Central banks normally dictate to the bond market. But now, investors are ramping up bets that policymakers have got inflation all wrong, and are forcing some to change tack.
For much of this year, investors had swallowed central bankers’ mantra that there was no need to raise interest rates to combat a “transitory” burst of inflation. But an autumn surge in energy prices, and the surprising persistence of supply bottlenecks in the global economy, have sparked an increase in bets on earlier increases in borrowing costs.
Some central bankers have appeared to follow where markets have led. The Reserve Bank of Australia last week allowed a key three-year bond yield to surge to 0.85 per cent, well above its 0.1 per cent target — apparently surrendering to heavy downward pressure on the debt’s price.
The Bank of Canada’s abrupt decision to scrap its own quantitative easing programme last week poured fuel on a bond price decline that was already under way. And investors have taken the fight to the European Central Bank, dialling up their rate rise bets for next year despite president Christine Lagarde’s insistence that such a move was inconsistent with the central bank’s guidance.
“Investors are testing central banks’ resolve that all this is temporary and forcing their hands,” said Andrea Iannelli, investment director at Fidelity International. “A big shift is afoot in monetary policy.”
The Bank of England, by contrast, has cheered the market along, triggering a big retreat in short-term UK government debt prices — which soon spread to other bond markets — when it signalled in September that a 2021 rate rise was a possibility.
“One after another, central bank communication is being challenged and successfully unravelled by the market,” said George Saravelos, Deutsche Bank’s global head of currency research. Saravelos likened the recent wave of “attacks” on central bank guidance to the end of the Bretton Woods monetary system in the early 1970s.
Short-dated bond borrowing costs have surged everywhere. US two-year yields hit 0.55 per cent on Friday, their highest since before the pandemic and up from 0.21 per cent a month ago. Moves have been even sharper in the UK, Australia and Canada, and have also shifted notably higher across the euro area.
The market shakeout has raised the stakes ahead of the Federal Reserve’s meeting on Wednesday, at which the world’s most influential central bank is widely expected to announce the start of a reduction in its pandemic-era bond purchases. But the Fed will also be under pressure to respond to market pricing, which points to a 50 per cent chance of a rate rise by the middle of next year, earlier than most policymakers have signalled.
“The Fed credibility gap is large and growing and needs to be addressed [by chair Jay Powell] this week,” Saravelos said.
In a pivotal week for central bank meetings, the RBA will be under pressure to reveal on Tuesday if it indeed intends formally to ditch a key part of its bond-buying programme after yields flew past its target, and on Thursday the BoE is expected by investors to lift rates from record lows.

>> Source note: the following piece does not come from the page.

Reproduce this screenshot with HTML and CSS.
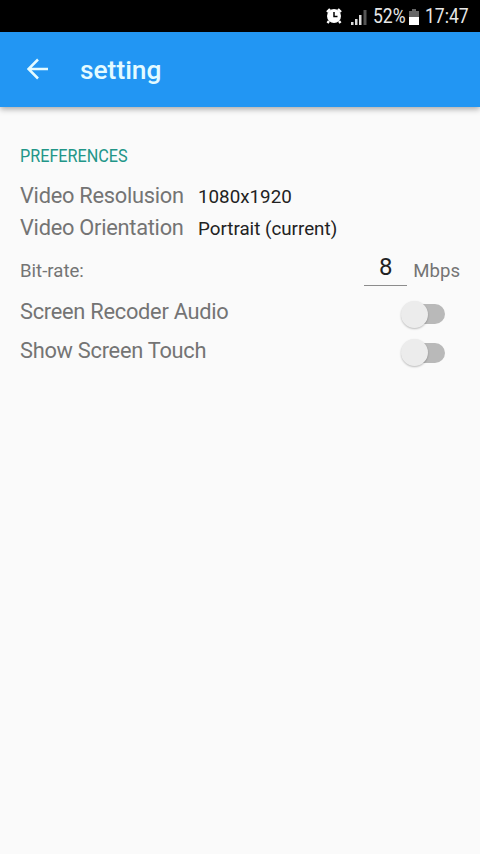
FILE: index.html
```html
<!DOCTYPE html>
<html lang="en">
<head>
<meta charset="utf-8">
<title>setting</title>
<link rel="stylesheet" href="styles.css">
</head>
<body>
<div class="status">
  <svg class="alarm" width="16" height="18" viewBox="0 0 16 18">
    <circle cx="8" cy="9" r="7" fill="#fff"/>
    <path d="M1 5 4 2M15 5 12 2M3 14 1.500 16M13 14l1.500 2" stroke="#fff" stroke-width="2.4"/>
    <path d="M8 5v4.500h3.500" fill="none" stroke="#000" stroke-width="1.500"/>
  </svg>
  <svg class="signal" width="16" height="16" viewBox="0 0 16 16">
    <path d="M0 13h2.500v3H0zM4 10h2.500v6H4zM8 6h2.500v10H8z" fill="#ddd"/>
    <path d="M12.500 1h3v15h-3z" fill="#555"/>
  </svg>
  <span class="percent"><span class="narrow">52%</span></span>
  <svg class="battery" width="10" height="16" viewBox="0 0 10 16">
    <path d="M3 0h4v2h3v6H0V2h3z" fill="#666"/>
    <path d="M0 8h10v8H0z" fill="#fff"/>
  </svg>
  <span class="clock"><span class="narrow">17:47</span></span>
</div>
<header class="appbar">
  <svg class="back" width="22" height="22" viewBox="0 0 22 22">
    <path d="M21 11H2M11 1.500 1.500 11l9.500 9.500" fill="none" stroke="#e4fbff" stroke-width="2.500"/>
  </svg>
  <h1 class="title">setting</h1>
</header>
<main class="content">
  <h2 class="section"><span class="narrow">PREFERENCES</span></h2>
  <div class="row choice"><span class="label">Video Resolusion</span><span class="value">1080x1920</span></div>
  <div class="row choice"><span class="label">Video Orientation</span><span class="value">Portrait (current)</span></div>
  <div class="row bitrate"><span class="small">Bit-rate:</span><span class="field">8</span><span class="small">Mbps</span></div>
  <div class="row audio"><span class="label">Screen Recoder Audio</span><span class="switch"><span class="thumb"></span></span></div>
  <div class="row touch"><span class="label">Show Screen Touch</span><span class="switch"><span class="thumb"></span></span></div>
</main>
</body>
</html>
```
FILE: styles.css
```css
* { box-sizing: border-box; }
body {
  margin: 0;
  height: 854px;
  overflow: hidden;
  background: #fafafa;
  font-family: Roboto, sans-serif;
  color: #747474;
}
svg { display: block; flex: none; }
.narrow { display: inline-block; transform-origin: 0 50%; }
.status {
  display: flex;
  align-items: center;
  height: 32px;
  padding-left: 326px;
  background: #000;
  color: #e8e8e8;
  font-size: 19.5px;
  line-height: 34px;
}
.status .narrow { transform: translateY(1px) scaleX(.9); }
.alarm { margin-right: 9px; }
.signal { margin: 2px 6px 0 0; }
.percent { width: 36px; white-space: nowrap; }
.battery { margin: 1px 6px 0 0; }
.clock { white-space: nowrap; }
.appbar {
  display: flex;
  align-items: center;
  height: 75px;
  padding-left: 27px;
  background: #2296f3;
  box-shadow: 0 2px 6px rgba(0, 0, 0, .35);
}
.back { margin-top: -1px; }
.title {
  margin: 0 0 0 31px;
  color: #e4fbff;
  font-size: 26.3px;
  font-weight: 500;
  line-height: 36px;
}
.content { padding: 36px 20px 0; }
.section {
  margin: 0 0 13px;
  height: 24px;
  color: #229688;
  font-size: 18px;
  font-weight: 400;
  line-height: 26px;
}
.section .narrow { transform: scaleX(.9); }
.row { display: flex; align-items: center; white-space: nowrap; }
.choice { height: 32px; }
.label { font-size: 21.8px; line-height: 30px; letter-spacing: -.26px; }
.choice .label { width: 178px; }
.value { margin-top: 2px; color: #222; font-size: 18.8px; }
.bitrate { height: 50px; }
.small { margin-top: 3px; font-size: 18.6px; }
.field {
  width: 43px;
  height: 36px;
  margin: -2px 6px 0 auto;
  border-bottom: 1.500px solid #8c8c8c;
  color: #222;
  font-size: 24px;
  line-height: 35px;
  text-align: center;
}
.audio { height: 36px; }
.touch { height: 41px; }
.switch {
  display: flex;
  align-items: center;
  width: 40px;
  height: 20px;
  margin: 4px 15px 0 auto;
  border-radius: 10px;
  background: #b9b9b9;
}
.thumb {
  width: 27px;
  height: 27px;
  flex: none;
  margin-left: -4px;
  border-radius: 50%;
  background: #ececec;
  box-shadow: 0 1px 2px rgba(0, 0, 0, .25);
}
```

Global investors are likely to be paying unusually close attention to these typically less influential central banks, which have sent shockwaves through the world’s larger bond markets in recent weeks.

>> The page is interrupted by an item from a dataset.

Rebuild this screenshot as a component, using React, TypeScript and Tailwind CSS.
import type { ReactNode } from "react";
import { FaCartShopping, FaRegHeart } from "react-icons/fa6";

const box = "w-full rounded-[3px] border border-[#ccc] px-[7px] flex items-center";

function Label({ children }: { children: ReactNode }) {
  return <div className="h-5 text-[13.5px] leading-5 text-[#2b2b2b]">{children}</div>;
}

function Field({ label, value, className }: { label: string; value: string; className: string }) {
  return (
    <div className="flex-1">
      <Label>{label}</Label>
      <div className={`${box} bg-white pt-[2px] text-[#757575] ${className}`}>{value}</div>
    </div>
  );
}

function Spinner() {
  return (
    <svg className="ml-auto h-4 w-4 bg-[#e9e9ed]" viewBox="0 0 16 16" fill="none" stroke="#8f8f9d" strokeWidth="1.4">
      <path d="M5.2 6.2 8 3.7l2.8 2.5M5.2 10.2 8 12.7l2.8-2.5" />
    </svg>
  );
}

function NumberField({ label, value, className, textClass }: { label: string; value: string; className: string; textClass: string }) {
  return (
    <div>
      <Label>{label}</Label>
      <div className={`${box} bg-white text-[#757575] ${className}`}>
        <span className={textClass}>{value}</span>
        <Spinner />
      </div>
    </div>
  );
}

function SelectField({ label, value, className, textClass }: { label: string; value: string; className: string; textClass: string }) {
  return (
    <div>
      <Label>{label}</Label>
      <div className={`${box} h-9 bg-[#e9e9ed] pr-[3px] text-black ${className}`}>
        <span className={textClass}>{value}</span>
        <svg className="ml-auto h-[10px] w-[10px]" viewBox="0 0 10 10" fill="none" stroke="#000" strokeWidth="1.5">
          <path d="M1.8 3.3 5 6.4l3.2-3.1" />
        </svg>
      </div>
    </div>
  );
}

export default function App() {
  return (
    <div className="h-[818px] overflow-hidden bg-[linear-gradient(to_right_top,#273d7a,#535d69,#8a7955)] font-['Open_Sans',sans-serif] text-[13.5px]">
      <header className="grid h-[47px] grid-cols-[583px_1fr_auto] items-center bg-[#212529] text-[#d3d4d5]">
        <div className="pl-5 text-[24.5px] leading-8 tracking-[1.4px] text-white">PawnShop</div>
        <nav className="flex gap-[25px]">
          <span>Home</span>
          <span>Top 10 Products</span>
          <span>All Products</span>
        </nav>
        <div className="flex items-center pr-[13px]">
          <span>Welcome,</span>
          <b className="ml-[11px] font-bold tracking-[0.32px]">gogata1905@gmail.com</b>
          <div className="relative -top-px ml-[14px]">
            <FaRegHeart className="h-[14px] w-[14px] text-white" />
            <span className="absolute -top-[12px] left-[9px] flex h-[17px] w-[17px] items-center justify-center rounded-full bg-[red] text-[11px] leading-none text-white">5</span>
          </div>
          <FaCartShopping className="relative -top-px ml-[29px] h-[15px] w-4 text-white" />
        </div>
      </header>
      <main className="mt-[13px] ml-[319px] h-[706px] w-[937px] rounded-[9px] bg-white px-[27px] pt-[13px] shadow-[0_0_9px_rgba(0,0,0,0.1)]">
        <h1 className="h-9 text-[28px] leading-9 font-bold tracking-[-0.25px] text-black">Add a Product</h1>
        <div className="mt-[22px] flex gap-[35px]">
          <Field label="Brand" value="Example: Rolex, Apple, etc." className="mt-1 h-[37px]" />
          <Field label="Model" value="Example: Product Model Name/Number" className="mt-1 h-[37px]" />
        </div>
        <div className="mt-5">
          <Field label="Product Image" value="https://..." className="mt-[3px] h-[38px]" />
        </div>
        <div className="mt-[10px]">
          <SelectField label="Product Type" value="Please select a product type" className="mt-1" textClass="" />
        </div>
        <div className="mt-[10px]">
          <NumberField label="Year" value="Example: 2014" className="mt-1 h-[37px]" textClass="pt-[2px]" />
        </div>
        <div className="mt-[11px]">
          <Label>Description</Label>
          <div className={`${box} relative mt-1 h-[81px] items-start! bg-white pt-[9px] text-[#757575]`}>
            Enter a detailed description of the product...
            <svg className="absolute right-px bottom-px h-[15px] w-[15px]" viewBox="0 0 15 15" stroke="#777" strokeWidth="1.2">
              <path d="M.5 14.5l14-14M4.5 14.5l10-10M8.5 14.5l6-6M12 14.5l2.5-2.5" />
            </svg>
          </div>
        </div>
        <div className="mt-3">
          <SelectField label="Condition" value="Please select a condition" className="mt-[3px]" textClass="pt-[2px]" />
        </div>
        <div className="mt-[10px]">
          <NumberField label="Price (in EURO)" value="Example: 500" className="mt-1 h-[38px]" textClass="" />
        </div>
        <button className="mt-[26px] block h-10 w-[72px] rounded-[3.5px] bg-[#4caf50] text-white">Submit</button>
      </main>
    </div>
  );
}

“Rates in the eurozone and US have on multiple occasions been driven by the anticipated actions of central banks that are normally on the periphery,” said Rabobank rates strategist Richard McGuire. “Essentially, market participants are looking to these more peripheral central banks as providing a lead indicator of what the Fed and ECB will be having to do next.”
Some investors say markets have gone too far in betting that bigger economies will follow this lead. Iannelli said he was considering buying German bonds, which should benefit from more convincing pushback from the ECB against 2022 rate-rise expectations.
Others are reluctant to step in while markets remain so volatile. James Athey, a bond portfolio manager at Aberdeen Standard Investments said the path of interest rates implied by markets for economies like the UK and Australia was unlikely to be borne out with actual rate increases.
But markets were likely to remain choppy while investors were forced to abandon earlier bets on rates staying low, he said.
“A lot of people had swallowed the central bank guidance that this inflation was all transitory, and now they’ve been burnt,” he said. “You’re just seeing this bloodletting as people get stopped out of their positions, and it could go on a while longer.”